Te equivocas y escribes mal una fecha antes de comenzar a tomar apuntes en clase, rellenando una solicitud o tecleando un mail. En vez de poner 26 de junio del 2008, escribes 26 de junio del 2080: un rápido y fácil calculo mental (2080-1981=99 años) y acto seguido tu mirada se torna melancólica mientras te preguntas: ¿estaré viva en el 2080? La duda consuela y continúas sin más con la tarea que tenías entre manos.
Es peor cuando en lugar de equivocarte en muchas décadas te equivocas en un par de siglos (¿qué tal el año 2300?). Entonces es cuando, de golpe, esa hipotética fecha te empuja, como si se tratase de un zoom de película, durante milésimas de segundo, a un futuro lejano que observas con los ojos muy abiertos pero sin ver ninguna idea concreta. Regresas, pues, con una mezcla de sentimientos contradictorios (melancolía e incredulidad, pesar y ligereza), y algunas cuestiones obvias (¿cómo será el hombre del siglo XXV?, ¿qué pasará con nuestras ciudades?… pero ¿habrá entonces mundo?). Al final una triste sonrisa se dibuja en tu rostro mientras te preguntas: y a mí qué si no estaré, a mi qué si no sufriré, según decía hace ya unos veinticinco siglos Epicuro, cuando mencionaba que «la muerte es sinónimo de perdida de sensaciones. No hay que temer, pues, el post mortem como tampoco la idea de muerte porque mientras vivimos no nos afecta, y cuando se impone no causa dolor»

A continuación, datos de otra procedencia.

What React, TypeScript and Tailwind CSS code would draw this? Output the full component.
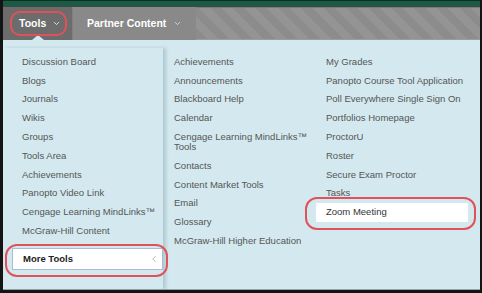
import React from 'react';
import { ChevronDown, ChevronLeft } from 'lucide-react';

const colOne = [
  'Discussion Board',
  'Blogs',
  'Journals',
  'Wikis',
  'Groups',
  'Tools Area',
  'Achievements',
  'Panopto Video Link',
  'Cengage Learning MindLinks™',
  'McGraw-Hill Content',
];

const colTwo = [
  'Achievements',
  'Announcements',
  'Blackboard Help',
  'Calendar',
  'Cengage Learning MindLinks™|Tools',
  'Contacts',
  'Content Market Tools',
  'Email',
  'Glossary',
  'McGraw-Hill Higher Education',
];

const colThree = [
  'My Grades',
  'Panopto Course Tool Application',
  'Poll Everywhere Single Sign On',
  'Portfolios Homepage',
  'ProctorU',
  'Roster',
  'Secure Exam Proctor',
  'Tasks',
  'Zoom Meeting',
];

const MenuItem = ({ label, active, className = '' }: { label: string; active?: boolean; className?: string }) => {
  const lines = label.split('|');
  return (
    <li
      className={`py-[4.4px] leading-[10px] whitespace-nowrap ${className} ${
        active ? 'bg-white text-[#333]' : 'text-[#555]'
      }`}
    >
      {lines.map((line, i) => (
        <div key={i}>{line}</div>
      ))}
    </li>
  );
};

const App = () => {
  return (
    <div className="relative w-[482px] h-[293px] bg-[#141414] pl-[3px] pr-[2px] pb-[3px] flex flex-col font-['Liberation_Sans',Arial,sans-serif] overflow-hidden">
      {/* top strip */}
      <div className="h-[7px] bg-[#1b5a44] border-t border-[#0e2e23] border-b border-b-[#3c4a45]" />

      {/* nav bar */}
      <div className="h-[33px] flex">
        <div className="relative w-[70px] bg-[#6c6c6c] border-r border-[#808080] flex items-center pl-[16px] gap-[6px] text-white font-bold text-[10.5px]">
          <span>Tools</span>
          <ChevronDown size={9} strokeWidth={2.5} className="text-[#e6e6e6]" />
          <div className="absolute left-[29px] bottom-0 w-0 h-0 border-x-[6px] border-x-transparent border-b-[5px] border-b-[#d3e9ef]" />
        </div>
        <div className="w-[123px] bg-[#898989] flex items-center pl-[14px] gap-[7px] text-white font-bold text-[10.5px]">
          <span>Partner Content</span>
          <ChevronDown size={9} strokeWidth={2} className="text-[#e6e6e6]" />
        </div>
        <div className="flex-1 border-t border-[#7a7a7a] border-b border-b-[#9c9c9c] bg-[repeating-linear-gradient(45deg,#8c8c8c_0px,#8c8c8c_8px,#949494_8px,#949494_16px)]" />
      </div>

      {/* menu panel */}
      <div className="flex-1 flex bg-[#d3e9ef] border-b border-[#98a5a9] text-[9.5px]">
        <div className="w-[160px] mt-[8px] shadow-[3px_0_3px_rgba(80,110,120,0.25)] flex flex-col">
          <ul className="pl-[19px] pt-[4.5px]">
            {colOne.map((item) => (
              <MenuItem key={item} label={item} />
            ))}
          </ul>
          <div className="ml-[9px] mt-[7.5px] h-[22px] bg-white border border-[#a9bcd6] flex items-center justify-between pl-[10px] pr-[3px]">
            <span className="font-bold text-[#222]">More Tools</span>
            <ChevronLeft size={10} strokeWidth={1.5} className="text-[#888]" />
          </div>
        </div>

        <ul className="w-[153px] pt-[12.5px] pl-[11px]">
          {colTwo.map((item) => (
            <MenuItem key={item} label={item} />
          ))}
        </ul>

        <ul className="w-[152px] pt-[12.5px]">
          {colThree.map((item) => (
            <MenuItem key={item} label={item} className="px-[10px]" active={item === 'Zoom Meeting'} />
          ))}
        </ul>
      </div>

      {/* annotation outlines */}
      <div className="absolute left-[10px] top-[11px] w-[57px] h-[25px] border-2 border-[#e0525b] rounded-[10px]" />
      <div className="absolute left-[5px] top-[244px] w-[163px] h-[33px] border-2 border-[#e0525b] rounded-[12px]" />
      <div className="absolute left-[305px] top-[197px] w-[171px] h-[33px] border-2 border-[#e0525b] rounded-[12px]" />
    </div>
  );
};

export default App;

Como no todos somos tan racionales y lógicos como desearía Epicuro, me quedo con una frase que leí en una entrevista de Félix de Azúa en El País: a medida que envejecemos nos importa menos morirnos, la juventud es un período narcisista: lo jóvenes se sienten únicos pero una vez que va pasando el tiempo esta sensación desaparece.